::: RECORDS SUPPLIED

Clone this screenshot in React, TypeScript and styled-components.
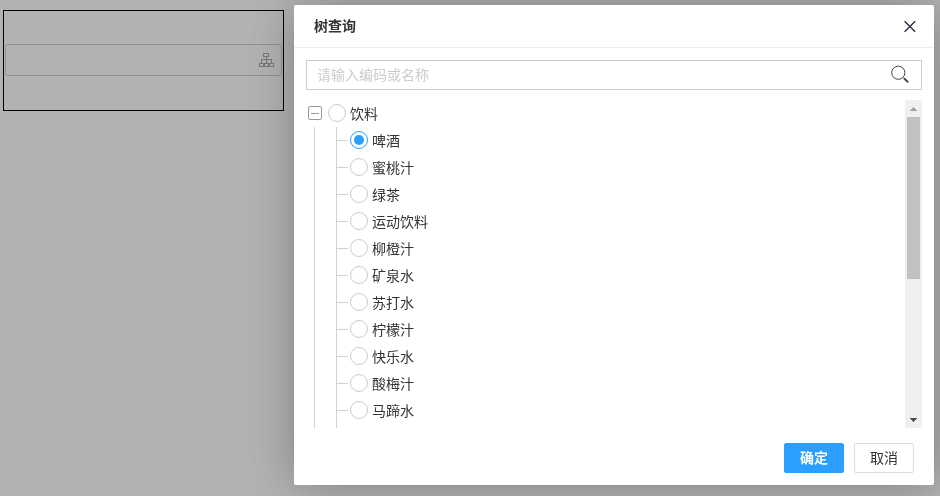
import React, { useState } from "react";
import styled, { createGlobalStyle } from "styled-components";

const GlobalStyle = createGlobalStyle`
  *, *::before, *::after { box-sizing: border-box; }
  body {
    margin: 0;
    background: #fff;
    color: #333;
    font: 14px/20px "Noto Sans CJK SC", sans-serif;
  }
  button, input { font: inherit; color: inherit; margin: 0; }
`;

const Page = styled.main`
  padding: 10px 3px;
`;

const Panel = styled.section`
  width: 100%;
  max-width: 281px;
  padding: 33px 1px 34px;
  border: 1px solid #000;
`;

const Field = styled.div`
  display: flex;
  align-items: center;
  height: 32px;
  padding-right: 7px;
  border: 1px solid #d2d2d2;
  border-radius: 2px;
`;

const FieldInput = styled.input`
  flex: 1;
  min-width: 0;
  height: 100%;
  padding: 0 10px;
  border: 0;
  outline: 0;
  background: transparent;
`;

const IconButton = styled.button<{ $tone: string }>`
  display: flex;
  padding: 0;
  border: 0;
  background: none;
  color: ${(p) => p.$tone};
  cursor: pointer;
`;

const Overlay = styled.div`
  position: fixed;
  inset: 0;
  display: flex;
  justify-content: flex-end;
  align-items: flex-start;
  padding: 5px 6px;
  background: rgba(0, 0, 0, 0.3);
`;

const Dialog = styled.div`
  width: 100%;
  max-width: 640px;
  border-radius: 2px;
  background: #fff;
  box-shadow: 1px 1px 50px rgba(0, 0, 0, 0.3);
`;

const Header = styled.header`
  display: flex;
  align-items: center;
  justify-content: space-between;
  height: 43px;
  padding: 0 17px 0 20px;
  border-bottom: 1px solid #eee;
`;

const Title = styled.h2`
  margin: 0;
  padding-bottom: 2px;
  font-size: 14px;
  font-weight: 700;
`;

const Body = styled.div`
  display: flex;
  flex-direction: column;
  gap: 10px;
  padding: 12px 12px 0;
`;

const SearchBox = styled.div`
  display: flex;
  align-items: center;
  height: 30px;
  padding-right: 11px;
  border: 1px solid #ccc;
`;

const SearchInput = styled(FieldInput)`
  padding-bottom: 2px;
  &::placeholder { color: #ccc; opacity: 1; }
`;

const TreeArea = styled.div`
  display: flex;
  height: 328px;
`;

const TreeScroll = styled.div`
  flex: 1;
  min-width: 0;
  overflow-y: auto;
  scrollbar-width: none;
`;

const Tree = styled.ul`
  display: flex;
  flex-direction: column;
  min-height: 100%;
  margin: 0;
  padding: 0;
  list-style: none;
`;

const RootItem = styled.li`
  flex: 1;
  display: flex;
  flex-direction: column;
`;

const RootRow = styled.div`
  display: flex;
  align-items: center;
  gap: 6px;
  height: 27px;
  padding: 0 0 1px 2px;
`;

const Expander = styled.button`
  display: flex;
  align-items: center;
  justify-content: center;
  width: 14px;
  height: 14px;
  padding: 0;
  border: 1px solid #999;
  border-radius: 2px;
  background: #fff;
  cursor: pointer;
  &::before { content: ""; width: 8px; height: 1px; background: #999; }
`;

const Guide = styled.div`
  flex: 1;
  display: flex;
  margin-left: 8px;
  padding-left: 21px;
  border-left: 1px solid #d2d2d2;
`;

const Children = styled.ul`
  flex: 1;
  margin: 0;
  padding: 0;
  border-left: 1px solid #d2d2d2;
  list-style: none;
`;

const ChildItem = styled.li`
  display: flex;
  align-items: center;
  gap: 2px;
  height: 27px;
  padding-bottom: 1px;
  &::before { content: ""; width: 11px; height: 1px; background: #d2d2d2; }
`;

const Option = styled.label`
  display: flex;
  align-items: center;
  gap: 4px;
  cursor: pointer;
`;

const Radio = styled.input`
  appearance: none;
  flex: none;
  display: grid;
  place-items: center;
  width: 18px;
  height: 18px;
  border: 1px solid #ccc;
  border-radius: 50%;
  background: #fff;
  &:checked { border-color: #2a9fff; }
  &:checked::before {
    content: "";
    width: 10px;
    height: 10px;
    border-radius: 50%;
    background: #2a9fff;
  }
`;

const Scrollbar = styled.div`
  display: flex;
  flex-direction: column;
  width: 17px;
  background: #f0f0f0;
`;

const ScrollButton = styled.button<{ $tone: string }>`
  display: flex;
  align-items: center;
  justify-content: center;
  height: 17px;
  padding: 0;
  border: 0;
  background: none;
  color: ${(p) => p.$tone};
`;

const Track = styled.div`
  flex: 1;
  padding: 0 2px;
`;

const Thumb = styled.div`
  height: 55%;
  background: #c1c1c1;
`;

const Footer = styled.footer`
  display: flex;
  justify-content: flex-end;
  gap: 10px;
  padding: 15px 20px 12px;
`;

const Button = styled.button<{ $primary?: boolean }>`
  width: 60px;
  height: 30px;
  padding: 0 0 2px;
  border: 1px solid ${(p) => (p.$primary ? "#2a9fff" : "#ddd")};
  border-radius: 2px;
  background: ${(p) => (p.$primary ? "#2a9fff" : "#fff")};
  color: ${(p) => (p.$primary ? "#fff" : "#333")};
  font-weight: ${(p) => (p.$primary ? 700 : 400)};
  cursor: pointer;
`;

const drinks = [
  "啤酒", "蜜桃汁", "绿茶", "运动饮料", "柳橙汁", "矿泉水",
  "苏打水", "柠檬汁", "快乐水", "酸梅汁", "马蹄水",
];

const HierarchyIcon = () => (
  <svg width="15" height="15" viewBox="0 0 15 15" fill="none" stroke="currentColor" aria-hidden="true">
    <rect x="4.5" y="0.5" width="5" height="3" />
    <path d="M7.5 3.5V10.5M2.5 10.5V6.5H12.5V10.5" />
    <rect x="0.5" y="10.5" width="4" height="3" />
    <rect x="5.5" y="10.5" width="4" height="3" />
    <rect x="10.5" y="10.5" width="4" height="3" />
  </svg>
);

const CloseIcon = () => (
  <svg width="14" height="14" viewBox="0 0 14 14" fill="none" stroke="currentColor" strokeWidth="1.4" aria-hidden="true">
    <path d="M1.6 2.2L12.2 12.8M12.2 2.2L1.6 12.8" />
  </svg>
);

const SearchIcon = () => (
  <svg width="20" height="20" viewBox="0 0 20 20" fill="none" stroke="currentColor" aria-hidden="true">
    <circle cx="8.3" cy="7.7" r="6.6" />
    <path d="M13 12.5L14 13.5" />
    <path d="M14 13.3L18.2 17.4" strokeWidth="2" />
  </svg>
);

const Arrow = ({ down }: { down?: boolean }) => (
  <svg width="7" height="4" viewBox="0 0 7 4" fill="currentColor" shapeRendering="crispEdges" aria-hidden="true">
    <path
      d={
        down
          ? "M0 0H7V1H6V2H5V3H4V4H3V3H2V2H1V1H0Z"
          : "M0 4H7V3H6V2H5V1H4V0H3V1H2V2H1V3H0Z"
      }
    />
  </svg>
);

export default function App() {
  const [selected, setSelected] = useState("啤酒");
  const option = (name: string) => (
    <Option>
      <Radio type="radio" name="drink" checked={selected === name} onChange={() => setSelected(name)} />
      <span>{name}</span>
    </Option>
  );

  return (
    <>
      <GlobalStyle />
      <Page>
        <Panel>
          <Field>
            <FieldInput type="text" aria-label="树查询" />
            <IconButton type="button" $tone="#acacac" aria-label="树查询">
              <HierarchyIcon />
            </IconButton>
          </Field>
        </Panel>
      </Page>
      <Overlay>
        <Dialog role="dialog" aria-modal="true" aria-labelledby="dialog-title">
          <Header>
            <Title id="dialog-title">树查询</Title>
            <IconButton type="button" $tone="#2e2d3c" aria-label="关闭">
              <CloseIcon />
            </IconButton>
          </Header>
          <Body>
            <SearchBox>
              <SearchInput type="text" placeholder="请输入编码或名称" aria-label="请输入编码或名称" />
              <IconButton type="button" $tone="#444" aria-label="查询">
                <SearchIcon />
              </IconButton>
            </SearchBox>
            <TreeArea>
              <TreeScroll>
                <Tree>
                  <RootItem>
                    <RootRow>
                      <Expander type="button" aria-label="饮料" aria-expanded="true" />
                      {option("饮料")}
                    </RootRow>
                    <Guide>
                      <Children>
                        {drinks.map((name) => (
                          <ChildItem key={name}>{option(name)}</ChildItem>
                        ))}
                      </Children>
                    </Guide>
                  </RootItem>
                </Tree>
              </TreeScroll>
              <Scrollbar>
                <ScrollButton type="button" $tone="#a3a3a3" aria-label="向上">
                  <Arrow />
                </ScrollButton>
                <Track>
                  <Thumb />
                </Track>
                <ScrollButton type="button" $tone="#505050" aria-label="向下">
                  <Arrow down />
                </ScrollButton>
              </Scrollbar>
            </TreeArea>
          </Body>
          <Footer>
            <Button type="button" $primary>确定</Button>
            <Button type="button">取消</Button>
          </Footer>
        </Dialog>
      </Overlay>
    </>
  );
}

::::::
::: RECORDS SUPPLIED

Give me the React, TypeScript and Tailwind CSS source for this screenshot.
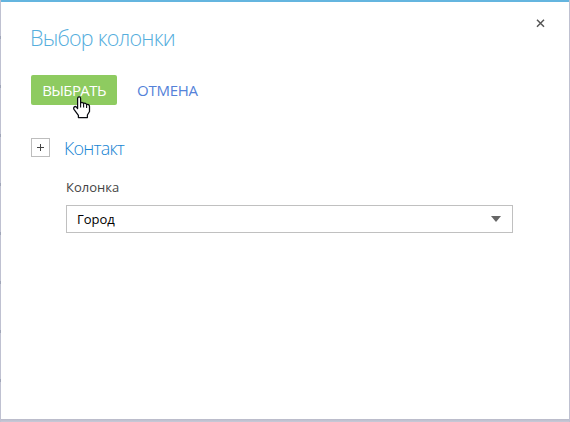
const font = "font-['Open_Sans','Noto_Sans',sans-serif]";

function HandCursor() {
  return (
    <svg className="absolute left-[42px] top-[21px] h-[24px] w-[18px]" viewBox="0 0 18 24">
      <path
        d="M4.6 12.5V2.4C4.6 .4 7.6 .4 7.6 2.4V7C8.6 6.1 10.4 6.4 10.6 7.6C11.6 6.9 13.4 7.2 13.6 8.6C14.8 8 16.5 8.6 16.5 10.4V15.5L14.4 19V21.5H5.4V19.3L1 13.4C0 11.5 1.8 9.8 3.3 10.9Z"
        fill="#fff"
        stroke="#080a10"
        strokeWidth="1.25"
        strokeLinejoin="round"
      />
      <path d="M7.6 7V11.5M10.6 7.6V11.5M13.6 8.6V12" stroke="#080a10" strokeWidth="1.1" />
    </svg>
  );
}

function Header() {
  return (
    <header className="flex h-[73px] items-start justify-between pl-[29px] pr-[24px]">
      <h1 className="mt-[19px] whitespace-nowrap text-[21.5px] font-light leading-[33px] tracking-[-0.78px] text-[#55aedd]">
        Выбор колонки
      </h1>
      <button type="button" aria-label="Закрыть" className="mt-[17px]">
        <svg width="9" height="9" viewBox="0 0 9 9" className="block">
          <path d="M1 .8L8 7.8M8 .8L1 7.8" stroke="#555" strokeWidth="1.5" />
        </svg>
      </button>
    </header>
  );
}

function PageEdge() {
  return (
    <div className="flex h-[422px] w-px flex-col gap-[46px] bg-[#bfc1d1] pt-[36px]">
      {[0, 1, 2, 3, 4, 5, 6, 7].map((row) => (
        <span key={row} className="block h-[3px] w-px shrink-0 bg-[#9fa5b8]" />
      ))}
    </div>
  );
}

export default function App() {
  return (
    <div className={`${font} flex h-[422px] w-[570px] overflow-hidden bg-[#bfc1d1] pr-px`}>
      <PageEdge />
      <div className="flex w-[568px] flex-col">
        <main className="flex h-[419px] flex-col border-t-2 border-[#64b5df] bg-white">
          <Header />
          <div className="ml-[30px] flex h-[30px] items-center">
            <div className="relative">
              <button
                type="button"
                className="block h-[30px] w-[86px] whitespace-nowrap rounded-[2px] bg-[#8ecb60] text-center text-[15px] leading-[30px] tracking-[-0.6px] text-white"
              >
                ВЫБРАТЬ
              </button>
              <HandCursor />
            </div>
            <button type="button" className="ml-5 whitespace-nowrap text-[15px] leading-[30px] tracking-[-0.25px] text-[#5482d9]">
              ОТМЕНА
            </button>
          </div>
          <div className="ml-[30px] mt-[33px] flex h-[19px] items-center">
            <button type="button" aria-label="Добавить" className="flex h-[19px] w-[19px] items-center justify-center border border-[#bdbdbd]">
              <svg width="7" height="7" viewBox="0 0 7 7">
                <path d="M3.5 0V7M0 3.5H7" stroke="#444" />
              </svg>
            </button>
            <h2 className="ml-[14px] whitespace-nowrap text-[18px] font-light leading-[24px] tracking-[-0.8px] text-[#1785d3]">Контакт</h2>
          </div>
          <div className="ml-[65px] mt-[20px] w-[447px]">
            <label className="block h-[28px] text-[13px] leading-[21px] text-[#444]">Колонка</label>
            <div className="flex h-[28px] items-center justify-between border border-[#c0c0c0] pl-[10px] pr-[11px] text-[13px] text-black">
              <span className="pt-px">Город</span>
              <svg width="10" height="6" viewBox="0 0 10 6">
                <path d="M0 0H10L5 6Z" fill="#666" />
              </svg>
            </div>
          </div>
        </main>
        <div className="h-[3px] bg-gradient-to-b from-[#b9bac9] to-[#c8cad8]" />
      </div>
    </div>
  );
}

::::::
::: RECORDS SUPPLIED

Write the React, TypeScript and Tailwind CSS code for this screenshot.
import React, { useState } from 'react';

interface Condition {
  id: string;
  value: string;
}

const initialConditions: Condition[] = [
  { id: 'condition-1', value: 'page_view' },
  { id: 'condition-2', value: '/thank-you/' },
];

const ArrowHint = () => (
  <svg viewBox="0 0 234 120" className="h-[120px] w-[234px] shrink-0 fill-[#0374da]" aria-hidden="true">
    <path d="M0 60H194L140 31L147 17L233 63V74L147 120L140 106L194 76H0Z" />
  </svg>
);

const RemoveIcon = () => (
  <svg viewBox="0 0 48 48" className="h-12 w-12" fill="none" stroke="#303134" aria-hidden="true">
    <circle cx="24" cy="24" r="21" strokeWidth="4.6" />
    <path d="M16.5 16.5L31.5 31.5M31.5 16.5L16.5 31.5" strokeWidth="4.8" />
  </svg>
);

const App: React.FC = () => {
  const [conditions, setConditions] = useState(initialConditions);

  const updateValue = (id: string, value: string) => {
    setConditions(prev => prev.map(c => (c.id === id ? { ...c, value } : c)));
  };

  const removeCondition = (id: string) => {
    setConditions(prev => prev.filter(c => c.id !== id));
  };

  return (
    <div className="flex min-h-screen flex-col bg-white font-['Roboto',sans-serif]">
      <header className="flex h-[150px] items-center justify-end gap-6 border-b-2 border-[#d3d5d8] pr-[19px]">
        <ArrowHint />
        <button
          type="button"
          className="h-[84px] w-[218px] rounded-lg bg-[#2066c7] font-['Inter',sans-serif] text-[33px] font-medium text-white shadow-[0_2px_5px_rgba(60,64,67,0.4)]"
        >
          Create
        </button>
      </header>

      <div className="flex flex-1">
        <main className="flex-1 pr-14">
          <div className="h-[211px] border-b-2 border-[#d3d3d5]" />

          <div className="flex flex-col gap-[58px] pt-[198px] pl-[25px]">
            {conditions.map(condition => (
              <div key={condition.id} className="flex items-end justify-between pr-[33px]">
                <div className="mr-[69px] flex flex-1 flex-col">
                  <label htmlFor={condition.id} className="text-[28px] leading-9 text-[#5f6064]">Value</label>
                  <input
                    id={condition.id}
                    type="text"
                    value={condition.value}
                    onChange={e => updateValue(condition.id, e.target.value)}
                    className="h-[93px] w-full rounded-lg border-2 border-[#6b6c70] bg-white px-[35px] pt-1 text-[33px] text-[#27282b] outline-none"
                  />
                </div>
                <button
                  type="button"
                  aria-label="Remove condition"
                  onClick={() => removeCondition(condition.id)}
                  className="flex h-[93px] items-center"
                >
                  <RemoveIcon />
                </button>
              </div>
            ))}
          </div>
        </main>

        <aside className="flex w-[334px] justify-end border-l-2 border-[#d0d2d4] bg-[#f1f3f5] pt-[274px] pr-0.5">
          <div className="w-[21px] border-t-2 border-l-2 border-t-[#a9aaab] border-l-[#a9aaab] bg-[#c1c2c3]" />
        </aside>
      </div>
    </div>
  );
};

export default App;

::::::

TASK PROMPT. From the listing above, pick out each line where the word "this" appears.

PROBLEM SOLUTION.
Clone this screenshot in React, TypeScript and styled-components.
Give me the React, TypeScript and Tailwind CSS source for this screenshot.
Write the React, TypeScript and Tailwind CSS code for this screenshot.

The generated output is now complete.